# Description of the task:
Leave out the pictures and copy everything else below exactly.

::::::

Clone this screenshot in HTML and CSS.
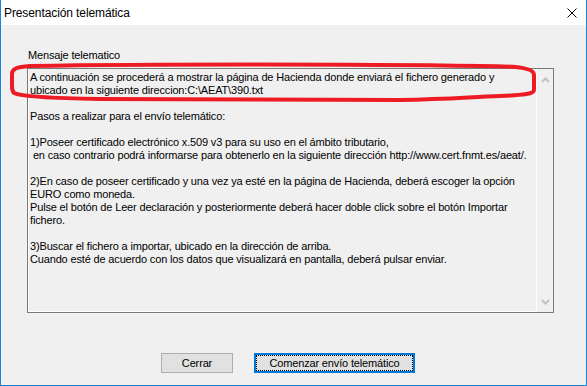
FILE: index.html
```html
<!DOCTYPE html>
<html lang="es">
<head>
  <meta charset="UTF-8" />
  <title>Presentación telemática</title>
  <link rel="stylesheet" href="styles.css">
</head>
<body>
  <div class="window">
    <div class="titlebar">
      <span class="title">Presentación telemática</span>
      <svg class="close" width="10" height="10" viewBox="0 0 10 10"><path d="M0.5 0.5 L9.5 9.5 M9.5 0.5 L0.5 9.5" stroke="#000" stroke-width="1" fill="none"/></svg>
    </div>

    <div class="content">
      <div class="label">Mensaje telematico</div>
      <div class="box">
        <div class="text">A continuación se procederá a mostrar la página de Hacienda donde enviará el fichero generado y
ubicado en la siguiente direccion:C:\AEAT\390.txt

Pasos a realizar para el envío telemático:

1)Poseer certificado electrónico x.509 v3 para su uso en el ámbito tributario,
 en caso contrario podrá informarse para obtenerlo en la siguiente dirección http://www.cert.fnmt.es/aeat/.

2)En caso de poseer certificado y una vez ya esté en la página de Hacienda, deberá escoger la opción
EURO como moneda.
Pulse el botón de Leer declaración y posteriormente deberá hacer doble click sobre el botón Importar
fichero.

3)Buscar el fichero a importar, ubicado en la dirección de arriba.
Cuando esté de acuerdo con los datos que visualizará en pantalla, deberá pulsar enviar.</div>
        <div class="scroll">
          <svg width="9" height="6" viewBox="0 0 9 6"><path d="M1 5 L4.5 1.5 L8 5" stroke="#c2c2c2" stroke-width="2" fill="none"/></svg>
          <svg width="9" height="6" viewBox="0 0 9 6"><path d="M1 1 L4.5 4.5 L8 1" stroke="#c2c2c2" stroke-width="2" fill="none"/></svg>
        </div>
      </div>

      <div class="buttons">
        <button class="btn">Cerrar</button>
        <button class="btn btn-default"><span class="focus">Comenzar envío telemático</span></button>
      </div>
    </div>

    <!-- red marker drawn over the first message lines -->
    <svg class="marker" width="587" height="386" viewBox="0 0 587 386">
      <path d="M30 66 C150 64 350 64 480 66 C520 66 534 68 534 75 L534 90 C534 94 525 95 500 96 C470 97 450 99 400 100 L100 99 C40 98 20 96 14 93 C12 91 12 89 12 86 L12 74 C12 69 16 67 30 66 Z" stroke="#ed1c24" stroke-width="4" fill="none"/>
    </svg>
  </div>
</body>
</html>
```

FILE: styles.css
```css
:root {
  --face: #f0f0f0;
  --edge: #7a7a7a;
  --accent: #1883d7;
  --btn: #e1e1e1;
}
* {
  box-sizing: border-box;
}
body {
  margin: 0;
  padding: 0;
  font-family: 'Liberation Sans', Arial, sans-serif;
  font-size: 11px;
  color: #000;
  background: #fff;
}
.window {
  position: relative;
  width: 587px;
  height: 386px;
  border: 1px solid var(--accent);
  border-top: none;
  background: var(--face);
  display: flex;
  flex-direction: column;
}
.titlebar {
  height: 25px;
  background: #fff;
  display: flex;
  align-items: center;
  justify-content: space-between;
  padding: 0 9px 0 3px;
}
.title {
  font-size: 12px;
  letter-spacing: -0.1px;
}
.close {
  display: block;
}
.content {
  flex: 1;
  padding: 24px 0 0 26px;
}
.label {
  line-height: 13px;
  margin: 0 0 6px 1px;
  letter-spacing: -0.15px;
}
.box {
  width: 527px;
  height: 245px;
  border: 1px solid var(--edge);
  display: flex;
}
.text {
  flex: 1;
  border-left: 1px solid #fff;
  border-bottom: 1px solid #fff;
  padding: 2px 0 0 1px;
  line-height: 13px;
  letter-spacing: -0.16px;
  white-space: pre;
  overflow: hidden;
}
.scroll {
  width: 17px;
  border-left: 1px solid #fff;
  display: flex;
  flex-direction: column;
  justify-content: space-between;
  align-items: center;
  padding: 8px 0 7px;
}
.scroll svg {
  display: block;
}
.buttons {
  display: flex;
  gap: 21px;
  margin: 40px 0 0 134px;
}
.btn {
  height: 20px;
  width: 72px;
  padding: 0;
  font-family: inherit;
  font-size: 11px;
  letter-spacing: -0.15px;
  background: var(--btn);
  border: 1px solid #adadad;
  color: #000;
}
.btn-default {
  width: 161px;
  border: 2px solid #0078d7;
}
.focus {
  display: flex;
  align-items: center;
  justify-content: center;
  height: 100%;
  border: 1px dotted #000;
}
.marker {
  position: absolute;
  top: 0;
  left: -1px;
  pointer-events: none;
}
```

::::::

# Final result:
Clone this screenshot in HTML and CSS.
FILE: index.html
```html
<!DOCTYPE html>
<html lang="es">
<head>
  <meta charset="UTF-8" />
  <title>Presentación telemática</title>
  <link rel="stylesheet" href="styles.css">
</head>
<body>
  <div class="window">
    <div class="titlebar">
      <span class="title">Presentación telemática</span>
      <svg class="close" width="10" height="10" viewBox="0 0 10 10"><path d="M0.5 0.5 L9.5 9.5 M9.5 0.5 L0.5 9.5" stroke="#000" stroke-width="1" fill="none"/></svg>
    </div>

    <div class="content">
      <div class="label">Mensaje telematico</div>
      <div class="box">
        <div class="text">A continuación se procederá a mostrar la página de Hacienda donde enviará el fichero generado y
ubicado en la siguiente direccion:C:\AEAT\390.txt

Pasos a realizar para el envío telemático:

1)Poseer certificado electrónico x.509 v3 para su uso en el ámbito tributario,
 en caso contrario podrá informarse para obtenerlo en la siguiente dirección http://www.cert.fnmt.es/aeat/.

2)En caso de poseer certificado y una vez ya esté en la página de Hacienda, deberá escoger la opción
EURO como moneda.
Pulse el botón de Leer declaración y posteriormente deberá hacer doble click sobre el botón Importar
fichero.

3)Buscar el fichero a importar, ubicado en la dirección de arriba.
Cuando esté de acuerdo con los datos que visualizará en pantalla, deberá pulsar enviar.</div>
        <div class="scroll">
          <svg width="9" height="6" viewBox="0 0 9 6"><path d="M1 5 L4.5 1.5 L8 5" stroke="#c2c2c2" stroke-width="2" fill="none"/></svg>
          <svg width="9" height="6" viewBox="0 0 9 6"><path d="M1 1 L4.5 4.5 L8 1" stroke="#c2c2c2" stroke-width="2" fill="none"/></svg>
        </div>
      </div>

      <div class="buttons">
        <button class="btn">Cerrar</button>
        <button class="btn btn-default"><span class="focus">Comenzar envío telemático</span></button>
      </div>
    </div>

    <!-- red marker drawn over the first message lines -->
    <svg class="marker" width="587" height="386" viewBox="0 0 587 386">
      <path d="M30 66 C150 64 350 64 480 66 C520 66 534 68 534 75 L534 90 C534 94 525 95 500 96 C470 97 450 99 400 100 L100 99 C40 98 20 96 14 93 C12 91 12 89 12 86 L12 74 C12 69 16 67 30 66 Z" stroke="#ed1c24" stroke-width="4" fill="none"/>
    </svg>
  </div>
</body>
</html>
```

FILE: styles.css
```css
:root {
  --face: #f0f0f0;
  --edge: #7a7a7a;
  --accent: #1883d7;
  --btn: #e1e1e1;
}
* {
  box-sizing: border-box;
}
body {
  margin: 0;
  padding: 0;
  font-family: 'Liberation Sans', Arial, sans-serif;
  font-size: 11px;
  color: #000;
  background: #fff;
}
.window {
  position: relative;
  width: 587px;
  height: 386px;
  border: 1px solid var(--accent);
  border-top: none;
  background: var(--face);
  display: flex;
  flex-direction: column;
}
.titlebar {
  height: 25px;
  background: #fff;
  display: flex;
  align-items: center;
  justify-content: space-between;
  padding: 0 9px 0 3px;
}
.title {
  font-size: 12px;
  letter-spacing: -0.1px;
}
.close {
  display: block;
}
.content {
  flex: 1;
  padding: 24px 0 0 26px;
}
.label {
  line-height: 13px;
  margin: 0 0 6px 1px;
  letter-spacing: -0.15px;
}
.box {
  width: 527px;
  height: 245px;
  border: 1px solid var(--edge);
  display: flex;
}
.text {
  flex: 1;
  border-left: 1px solid #fff;
  border-bottom: 1px solid #fff;
  padding: 2px 0 0 1px;
  line-height: 13px;
  letter-spacing: -0.16px;
  white-space: pre;
  overflow: hidden;
}
.scroll {
  width: 17px;
  border-left: 1px solid #fff;
  display: flex;
  flex-direction: column;
  justify-content: space-between;
  align-items: center;
  padding: 8px 0 7px;
}
.scroll svg {
  display: block;
}
.buttons {
  display: flex;
  gap: 21px;
  margin: 40px 0 0 134px;
}
.btn {
  height: 20px;
  width: 72px;
  padding: 0;
  font-family: inherit;
  font-size: 11px;
  letter-spacing: -0.15px;
  background: var(--btn);
  border: 1px solid #adadad;
  color: #000;
}
.btn-default {
  width: 161px;
  border: 2px solid #0078d7;
}
.focus {
  display: flex;
  align-items: center;
  justify-content: center;
  height: 100%;
  border: 1px dotted #000;
}
.marker {
  position: absolute;
  top: 0;
  left: -1px;
  pointer-events: none;
}
```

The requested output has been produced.